▸ Do this: Extract the complete listing and output it unchanged.

* BEGIN *

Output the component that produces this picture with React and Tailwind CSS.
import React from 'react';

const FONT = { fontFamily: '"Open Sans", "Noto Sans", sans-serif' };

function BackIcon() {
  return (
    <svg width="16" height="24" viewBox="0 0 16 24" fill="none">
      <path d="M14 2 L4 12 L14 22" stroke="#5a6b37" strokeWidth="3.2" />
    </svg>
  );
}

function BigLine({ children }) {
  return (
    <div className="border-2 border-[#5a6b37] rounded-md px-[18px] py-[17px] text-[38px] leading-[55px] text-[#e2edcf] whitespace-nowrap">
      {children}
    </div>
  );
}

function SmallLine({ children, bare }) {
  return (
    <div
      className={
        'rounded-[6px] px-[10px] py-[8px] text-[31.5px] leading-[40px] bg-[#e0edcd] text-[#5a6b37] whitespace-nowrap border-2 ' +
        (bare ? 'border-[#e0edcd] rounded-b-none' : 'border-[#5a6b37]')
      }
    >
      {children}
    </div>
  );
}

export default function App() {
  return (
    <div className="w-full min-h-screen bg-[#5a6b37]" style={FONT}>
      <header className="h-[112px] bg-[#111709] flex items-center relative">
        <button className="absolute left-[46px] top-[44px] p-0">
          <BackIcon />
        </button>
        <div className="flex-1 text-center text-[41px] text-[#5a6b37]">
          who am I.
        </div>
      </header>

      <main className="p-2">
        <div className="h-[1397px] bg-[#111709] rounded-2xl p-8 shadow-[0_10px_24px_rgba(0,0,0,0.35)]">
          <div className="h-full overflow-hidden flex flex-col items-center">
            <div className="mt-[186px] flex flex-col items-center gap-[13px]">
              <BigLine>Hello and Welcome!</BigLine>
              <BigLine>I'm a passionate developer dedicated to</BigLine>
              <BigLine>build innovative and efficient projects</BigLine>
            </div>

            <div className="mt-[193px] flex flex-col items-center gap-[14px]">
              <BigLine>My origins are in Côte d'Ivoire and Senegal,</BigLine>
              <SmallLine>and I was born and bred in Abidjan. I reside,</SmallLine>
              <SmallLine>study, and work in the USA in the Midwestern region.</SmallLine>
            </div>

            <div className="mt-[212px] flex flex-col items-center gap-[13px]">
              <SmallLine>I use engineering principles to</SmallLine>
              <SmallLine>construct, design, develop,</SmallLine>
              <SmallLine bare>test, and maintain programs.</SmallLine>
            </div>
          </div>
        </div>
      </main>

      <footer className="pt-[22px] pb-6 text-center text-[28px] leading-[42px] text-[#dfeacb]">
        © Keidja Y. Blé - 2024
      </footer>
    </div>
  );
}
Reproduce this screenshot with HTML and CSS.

* END *

▸ Answer to the exercise:
Output the component that produces this picture with React and Tailwind CSS.
import React from 'react';

const FONT = { fontFamily: '"Open Sans", "Noto Sans", sans-serif' };

function BackIcon() {
  return (
    <svg width="16" height="24" viewBox="0 0 16 24" fill="none">
      <path d="M14 2 L4 12 L14 22" stroke="#5a6b37" strokeWidth="3.2" />
    </svg>
  );
}

function BigLine({ children }) {
  return (
    <div className="border-2 border-[#5a6b37] rounded-md px-[18px] py-[17px] text-[38px] leading-[55px] text-[#e2edcf] whitespace-nowrap">
      {children}
    </div>
  );
}

function SmallLine({ children, bare }) {
  return (
    <div
      className={
        'rounded-[6px] px-[10px] py-[8px] text-[31.5px] leading-[40px] bg-[#e0edcd] text-[#5a6b37] whitespace-nowrap border-2 ' +
        (bare ? 'border-[#e0edcd] rounded-b-none' : 'border-[#5a6b37]')
      }
    >
      {children}
    </div>
  );
}

export default function App() {
  return (
    <div className="w-full min-h-screen bg-[#5a6b37]" style={FONT}>
      <header className="h-[112px] bg-[#111709] flex items-center relative">
        <button className="absolute left-[46px] top-[44px] p-0">
          <BackIcon />
        </button>
        <div className="flex-1 text-center text-[41px] text-[#5a6b37]">
          who am I.
        </div>
      </header>

      <main className="p-2">
        <div className="h-[1397px] bg-[#111709] rounded-2xl p-8 shadow-[0_10px_24px_rgba(0,0,0,0.35)]">
          <div className="h-full overflow-hidden flex flex-col items-center">
            <div className="mt-[186px] flex flex-col items-center gap-[13px]">
              <BigLine>Hello and Welcome!</BigLine>
              <BigLine>I'm a passionate developer dedicated to</BigLine>
              <BigLine>build innovative and efficient projects</BigLine>
            </div>

            <div className="mt-[193px] flex flex-col items-center gap-[14px]">
              <BigLine>My origins are in Côte d'Ivoire and Senegal,</BigLine>
              <SmallLine>and I was born and bred in Abidjan. I reside,</SmallLine>
              <SmallLine>study, and work in the USA in the Midwestern region.</SmallLine>
            </div>

            <div className="mt-[212px] flex flex-col items-center gap-[13px]">
              <SmallLine>I use engineering principles to</SmallLine>
              <SmallLine>construct, design, develop,</SmallLine>
              <SmallLine bare>test, and maintain programs.</SmallLine>
            </div>
          </div>
        </div>
      </main>

      <footer className="pt-[22px] pb-6 text-center text-[28px] leading-[42px] text-[#dfeacb]">
        © Keidja Y. Blé - 2024
      </footer>
    </div>
  );
}
Reproduce this screenshot with HTML and CSS.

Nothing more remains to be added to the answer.